I asked Gorenberg: if we accept the notion that Israel eventually will have to embrace 1967 borders in order to achieve a final status peace settlement, then how can we get to that consensus position within Israeli society? There is no doubt that Sharon took Israel a huge distance in breaking the hold of the settler movement on the Israeli political consciousness. In my view, he took his country half-way toward where it needs to be for a final peace agreement. And now the political consensus seems to say that Israel’s final borders should follow the Separation Wall. This Israeli consensus is by no means shared by anyone outside Israel.
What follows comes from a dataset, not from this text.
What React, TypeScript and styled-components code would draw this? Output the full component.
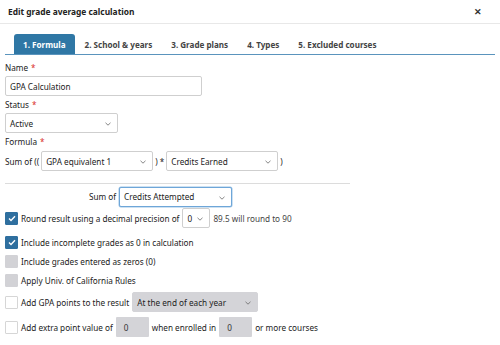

So how do you get from halfway to peace all the way there?
The speaker’s reply noted that what happens regarding this question is dependent on developments in Palestine. If the Palestinians can control terror, then Gorenberg believes that Israelis will come around to 1967 borders. But if they cannot control violence, then Israeli will not.
I’m not sure I disagree with this formulation. But I believe that negotiations and Israeli willingness to compromise on borders should not be dependent on a full cessation of terror. After all, Sharon used this ruse (demanding full end to violence before he would negotiate with Abbas) as a convenient excuse never to negotiate.